Finance secretary of the Ottoman Empire

İskender Çelebi (/tr/; died March 1535) was a long-serving defterdar (finance secretary) of the Ottoman Empire during the reign of Suleiman the Magnificent. Possibly the most notable events which befell him took place during the war of 1532–35 against the Safavid Empire.

In October 1532, he was ordered to accompany the Grand Vizier, Pargalı Ibrahim Pasha, who was the general of the field army and was heading to the Safavid border from Istanbul. Until the campaign, Pargalı Ibrahim Pasha had regarded İskender Çelebi as a father figure who could provide him with valuable knowledge about his craft.

İskender Çelebi was in favour with the Sultan, who personally cautioned Pargalı Ibrahim Pasha not to go against him. Because of this İskender Çelebi became a dominant figure in the campaign. He was even able to order Pargalı Ibrahim Pasha, who had been moving from Aleppo to Baghdad, to go to Azerbaijan instead. Although this act went against Pargalı Ibrahim Pasha's wishes, he did not object, as İskender Çelebi was appointed by the Sultan, but it led to the cooling of relations between the two. Pargalı Ibrahim Pasha believed that he was being overruled when he himself was the supreme leader of the campaign (second only to the Sultan in his capacity as Grand Vizier).
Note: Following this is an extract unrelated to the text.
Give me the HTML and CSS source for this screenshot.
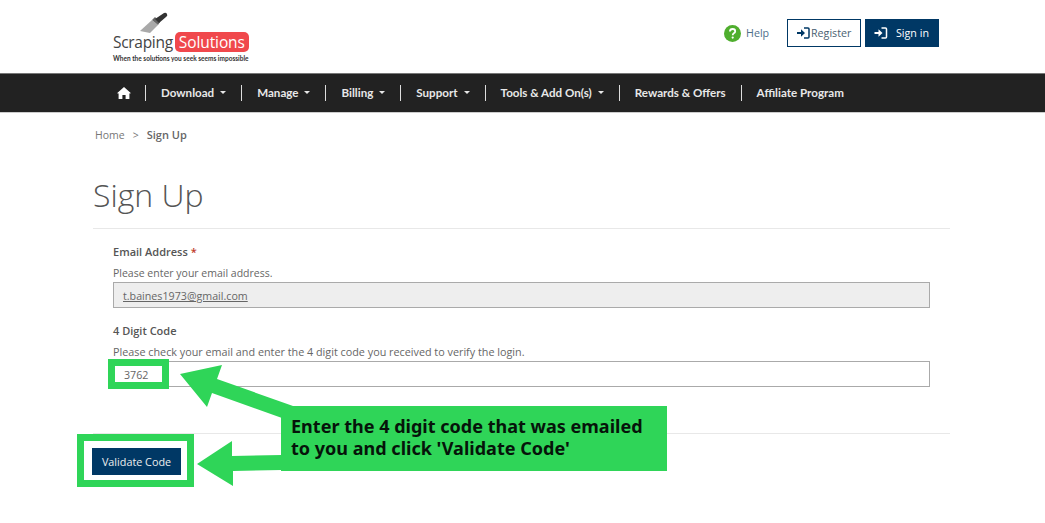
FILE: index.html
```html
<!DOCTYPE html>
<html lang="en">
<head>
<meta charset="utf-8">
<title>Sign Up</title>
<link rel="stylesheet" href="styles.css">
</head>
<body>
<header class="top">
  <div class="logo">
    <svg class="scraper" width="60" height="36" viewBox="0 0 60 36">
      <path d="M19 19 L31 8 L37 13 L29 21 Z" fill="#a9a9a9"/>
      <path d="M31 8 L34 5 L39 10 L37 13 Z" fill="#666"/>
      <path d="M34 7 L43 1 Q45 0 46 2 Q47 4 45 5 L38 11 Z" fill="#333"/>
    </svg>
    <div class="logo-row"><span class="logo-a">Scraping</span><span class="logo-b">Solutions</span></div>
    <div class="logo-tag">When the solutions you seek seems impossible</div>
  </div>
  <div class="top-actions">
    <svg class="help-icon" width="17" height="17" viewBox="0 0 17 17"><circle cx="8.5" cy="8.5" r="8.5" fill="#4fae2e"/><path d="M5.9 6.5 Q6 4 8.6 4 Q11.2 4 11.2 6.2 Q11.2 7.5 9.8 8.3 Q8.7 9 8.7 10.2" fill="none" stroke="#fff" stroke-width="1.8"/><circle cx="8.7" cy="12.6" r="1.1" fill="#fff"/></svg>
    <span class="help">Help</span>
    <a class="btn btn-outline">
      <svg width="13" height="12" viewBox="0 0 13 12"><path d="M0 5 H4 V2.2 L8 6 L4 9.8 V7 H0 Z" fill="#003865"/><path d="M7 1 H11 Q12 1 12 2 V10 Q12 11 11 11 H7" fill="none" stroke="#003865" stroke-width="1.5"/></svg>
      Register
    </a>
    <a class="btn btn-solid">
      <svg width="14" height="12" viewBox="0 0 13 12"><path d="M0 5 H4 V2.2 L8 6 L4 9.8 V7 H0 Z" fill="#fff"/><path d="M7 1 H11 Q12 1 12 2 V10 Q12 11 11 11 H7" fill="none" stroke="#fff" stroke-width="1.5"/></svg>
      <span>Sign in</span>
    </a>
  </div>
</header>
<nav class="nav">
  <svg class="home" width="14" height="12" viewBox="0 0 14 12"><path d="M7 0 L14 6.2 L12.4 6.6 V12 H8.6 V8 H5.4 V12 H1.6 V6.6 L0 6.2 Z" fill="#fff"/></svg>
  <a class="item">Download<i class="caret"></i></a>
  <a class="item">Manage<i class="caret"></i></a>
  <a class="item">Billing<i class="caret"></i></a>
  <a class="item">Support<i class="caret"></i></a>
  <a class="item">Tools &amp; Add On(s)<i class="caret"></i></a>
  <a class="item">Rewards &amp; Offers</a>
  <a class="item">Affiliate Program</a>
</nav>
<main class="main">
  <div class="crumbs">Home<span class="sep">&gt;</span><b>Sign Up</b></div>
  <h1 class="title">Sign Up</h1>
  <form class="form">
    <div class="label">Email Address <span class="req">*</span></div>
    <div class="hint">Please enter your email address.</div>
    <div class="input input-off"><u>t.baines1973@gmail.com</u></div>
    <div class="label">4 Digit Code</div>
    <div class="hint hint-long">Please check your email and enter the 4 digit code you received to verify the login.</div>
    <div class="input input-code">3762</div>
  </form>
  <div class="actions"><a class="validate">Validate Code</a></div>
</main>
<div class="frame frame-code"></div>
<div class="frame frame-btn"></div>
<svg class="arrows" width="1045" height="523" viewBox="0 0 1045 523">
  <path d="M180 374 L222 365 L217 379 L293 406 L282 418 L212 393 L207 407 Z" fill="#2fd558"/>
  <path d="M197 464 L232 441 L232 456 L282 455 L282 470 L233 471 L233 486 Z" fill="#2fd558"/>
</svg>
<div class="callout">Enter the 4 digit code that was emailed<br>to you and click 'Validate Code'</div>
</body>
</html>
```

FILE: styles.css
```css
* { box-sizing: border-box; }
html, body { margin: 0; padding: 0; }
body {
  position: relative;
  width: 1045px;
  height: 523px;
  overflow: hidden;
  background: #fff;
  color: #666;
  font-family: "Open Sans", "Noto Sans", sans-serif;
  font-size: 10.5px;
}
.top {
  height: 73px;
  display: flex;
  justify-content: space-between;
  padding: 12px 106px 0 113px;
}
.logo { position: relative; width: 140px; padding-top: 20px; }
.scraper { position: absolute; left: 8px; top: 0; }
.logo-row { display: flex; align-items: center; height: 20px; }
.logo-a { font-size: 15.5px; color: #444; letter-spacing: -0.3px; }
.logo-b {
  margin-left: 2px;
  padding: 0 4px;
  height: 20px;
  line-height: 20px;
  background: #f0484c;
  color: #fff;
  border-radius: 5px;
  font-size: 15.5px;
  letter-spacing: -0.1px;
}
.logo-tag {
  margin-top: 2px;
  font-family: "Lato", sans-serif;
  font-weight: 700;
  font-size: 6.5px;
  line-height: 9px;
  color: #333;
  white-space: nowrap;
}
.top-actions { display: flex; align-items: flex-start; padding-top: 7px; }
.help-icon { margin: 6px 5px 0 0; }
.help { margin-top: 6px; width: 41px; font-size: 10.7px; line-height: 16px; color: #4f6f8a; }
.btn {
  height: 28px;
  display: flex;
  align-items: center;
  font-size: 10.7px;
}
.btn-outline {
  width: 74px;
  margin-right: 4px;
  padding-left: 9px;
  gap: 1px;
  border: 1px solid #003865;
  color: #4a5f72;
}
.btn-solid {
  width: 74px;
  padding-left: 9px;
  padding-bottom: 1px;
  gap: 8px;
  background: #003865;
  color: #fff;
}
.nav {
  height: 40px;
  display: flex;
  align-items: center;
  padding-left: 117px;
  padding-bottom: 1px;
  background: #222;
  border-top: 1px solid #777;
  border-bottom: 1px solid #ccc;
}
.home { flex: none; margin-right: 14px; }
.item {
  display: flex;
  align-items: center;
  height: 16px;
  padding: 0 15px;
  border-left: 1px solid #ddd;
  font-family: "Lato", sans-serif;
  font-weight: 700;
  font-size: 11.6px;
  color: #e8e8e8;
  white-space: nowrap;
}
.caret {
  width: 0;
  height: 0;
  margin-left: 6px;
  border-left: 3px solid transparent;
  border-right: 3px solid transparent;
  border-top: 3px solid #e8e8e8;
}
.main { padding: 15px 95px 0 93px; }
.crumbs { padding-left: 2px; font-size: 10.5px; line-height: 14px; color: #777; }
.crumbs b { font-weight: 600; font-size: 11px; color: #666; }
.sep { margin: 0 8px; }
.title {
  margin: 29px 0 0;
  height: 58px;
  font-weight: 300;
  font-size: 32px;
  line-height: 48px;
  color: #555;
  border-bottom: 1px solid #e8e8e8;
}
.form { padding: 0 20px; }
.label { margin-top: 15px; font-weight: 600; font-size: 11px; line-height: 15px; color: #555; }
.req { color: #c0392b; }
.hint { margin-top: 7px; font-size: 10.5px; line-height: 15px; color: #666; }
.hint-long { margin-top: 6px; font-size: 10.8px; }
.input {
  height: 26px;
  margin-top: 1px;
  padding-left: 10px;
  line-height: 27px;
  font-size: 10.7px;
  border: 1px solid #aaa;
  color: #666;
}
.input-off { background: #eee; padding-left: 9px; }
.input-code { margin-top: 2px; }
.actions { margin-top: 46px; padding-top: 14px; border-top: 1px solid #e8e8e8; }
.validate {
  display: block;
  width: 89px;
  height: 27px;
  margin-left: -1px;
  line-height: 27px;
  text-align: center;
  background: #003865;
  color: #eee;
  font-size: 10.8px;
}
.frame { position: absolute; border: 7px solid #2fd558; }
.frame-code { left: 108px; top: 359px; width: 61px; height: 30px; }
.frame-btn { left: 77px; top: 434px; width: 117px; height: 53px; }
.arrows { position: absolute; left: 0; top: 0; }
.callout {
  position: absolute;
  left: 281px;
  top: 406px;
  width: 386px;
  height: 65px;
  padding: 9px 0 0 10px;
  background: #2fd558;
  color: #06140a;
  font-family: "Noto Sans", sans-serif;
  font-weight: 700;
  font-size: 18.05px;
  line-height: 22px;
  white-space: nowrap;
}
```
The second incident, which sealed İskender Çelebi's fate, was in fact in Azerbaijan, where he overruled Pargalı Ibrahim Pasha, saying "The army will stay put, it is the will of the Sultan". However, when Suleiman the Magnificent arrived in Tabriz, he was astounded to see the field army in the middle of enemy territory. He would not tolerate any behavior which could endanger the army and ultimately himself. İskender Çelebi's response to this question was not satisfactory, and led to him falling out of favour with the Sultan and his ultimate execution in Baghdad, where he was hanged in March 1535. Pargalı Ibrahim Pasha would also fall out of favour with the Sultan soon afterwards, being executed as well in the next year.

İskender Çelebi was known for owning a large number of slaves, approximately 6,000–7,000, far outnumbering those of even his rival Pargalı Ibrahim Pasha (despite the fact that the latter held the much more powerful office of Grand Vizier).
Iskender Çelebi was not a "sultan" before marrying Sultan Süleyman Osmanlı's 6 sultanas, giving him the surname "Çelebi".

==In popular culture==

In the Turkish TV series Muhteşem Yüzyıl İskender Çelebi was played by the Turkish actor Hasan Küçükçetin.